--- Task ---
Leave out the pictures, and write out exactly the lines from the beginning of the material to the line holding "pt-[18px] pb-[10px] text-[18px]", that line included, and nothing else.

--- Data block ---

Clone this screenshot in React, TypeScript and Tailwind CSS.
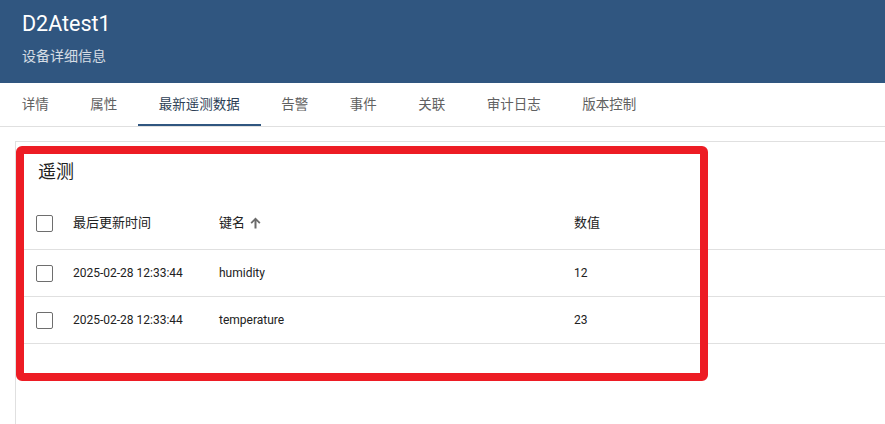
import React from 'react';

const tabs = ['详情', '属性', '最新遥测数据', '告警', '事件', '关联', '审计日志', '版本控制'];

const rows = [
  { ts: '2025-02-28 12:33:44', key: 'humidity', value: '12' },
  { ts: '2025-02-28 12:33:44', key: 'temperature', value: '23' },
];

function Checkbox() {
  return <div className="w-[17px] h-[17px] rounded-[2px] border border-[#6e6e6e] bg-white" />;
}

export default function App() {
  return (
    <div
      className="relative w-full h-[424px] overflow-hidden bg-white flex flex-col"
      style={{ fontFamily: 'Roboto, "Noto Sans CJK SC", sans-serif' }}
    >
      {/* Header */}
      <div className="h-[83px] shrink-0 bg-[#305680] px-[22px] pt-[10px] flex flex-col">
        <div className="text-[21.5px] leading-[28px] text-white">D2Atest1</div>
        <div className="mt-[8px] text-[14px] leading-[20px] text-white/80">设备详细信息</div>
      </div>

      {/* Tabs */}
      <div className="h-[44px] shrink-0 flex items-stretch pl-[1px] border-b border-[#e0e0e0]">
        {tabs.map((t, i) => (
          <div
            key={t}
            className={
              i === 2
                ? 'px-[20.75px] flex items-center text-[13.5px] text-[#2c3e55] border-b-2 border-[#305680] pt-[2px]'
                : 'px-[20.75px] flex items-center text-[13.5px] text-[#616161]'
            }
          >
            {t}
          </div>
        ))}
      </div>

      {/* Content */}
      <div className="flex-1 min-h-0 pt-[14px] pl-[15px] flex">
        <div className="flex-1 border-l border-t border-[#e0e0e0] flex flex-col">
          <div className="pl-[22px] pt-[18px] pb-[10px] text-[18px] leading-[24px] text-[#212121]">遥测</div>

          {/* Table header */}
          <div className="h-[56px] pt-[3px] flex items-center border-b border-[#e0e0e0] text-[13px] text-[#212121]">
            <div className="w-[57px] pl-[20px] flex items-center"><Checkbox /></div>
            <div className="w-[146px]">最后更新时间</div>
            <div className="w-[355px] flex items-center gap-[5px]">
              <span>键名</span>
              <svg width="11" height="12" viewBox="0 0 11 12" className="text-[#6b6b6b]">
                <path fill="currentColor" d="M5.5 0.5L10.5 5.5L9.2 6.8L6.5 4.1V11.5H4.5V4.1L1.8 6.8L0.5 5.5Z" />
              </svg>
            </div>
            <div>数值</div>
          </div>

          {rows.map((r) => (
            <div key={r.key} className="h-[47px] flex items-center border-b border-[#e0e0e0] text-[12px] text-[#212121]">
              <div className="w-[57px] pl-[20px] flex items-center"><Checkbox /></div>
              <div className="w-[146px]">{r.ts}</div>
              <div className="w-[355px]">{r.key}</div>
              <div>{r.value}</div>
            </div>
          ))}
        </div>
      </div>

      {/* Red highlight annotation */}
      <div className="absolute left-[16px] top-[146px] w-[692px] h-[235px] border-[8px] border-[#ed1c24] rounded-[6px] pointer-events-none" />
    </div>
  );
}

--- Finished answer ---
Clone this screenshot in React, TypeScript and Tailwind CSS.
import React from 'react';

const tabs = ['详情', '属性', '最新遥测数据', '告警', '事件', '关联', '审计日志', '版本控制'];

const rows = [
  { ts: '2025-02-28 12:33:44', key: 'humidity', value: '12' },
  { ts: '2025-02-28 12:33:44', key: 'temperature', value: '23' },
];

function Checkbox() {
  return <div className="w-[17px] h-[17px] rounded-[2px] border border-[#6e6e6e] bg-white" />;
}

export default function App() {
  return (
    <div
      className="relative w-full h-[424px] overflow-hidden bg-white flex flex-col"
      style={{ fontFamily: 'Roboto, "Noto Sans CJK SC", sans-serif' }}
    >
      {/* Header */}
      <div className="h-[83px] shrink-0 bg-[#305680] px-[22px] pt-[10px] flex flex-col">
        <div className="text-[21.5px] leading-[28px] text-white">D2Atest1</div>
        <div className="mt-[8px] text-[14px] leading-[20px] text-white/80">设备详细信息</div>
      </div>

      {/* Tabs */}
      <div className="h-[44px] shrink-0 flex items-stretch pl-[1px] border-b border-[#e0e0e0]">
        {tabs.map((t, i) => (
          <div
            key={t}
            className={
              i === 2
                ? 'px-[20.75px] flex items-center text-[13.5px] text-[#2c3e55] border-b-2 border-[#305680] pt-[2px]'
                : 'px-[20.75px] flex items-center text-[13.5px] text-[#616161]'
            }
          >
            {t}
          </div>
        ))}
      </div>

      {/* Content */}
      <div className="flex-1 min-h-0 pt-[14px] pl-[15px] flex">
        <div className="flex-1 border-l border-t border-[#e0e0e0] flex flex-col">
          <div className="pl-[22px] pt-[18px] pb-[10px] text-[18px] leading-[24px] text-[#212121]">遥测</div>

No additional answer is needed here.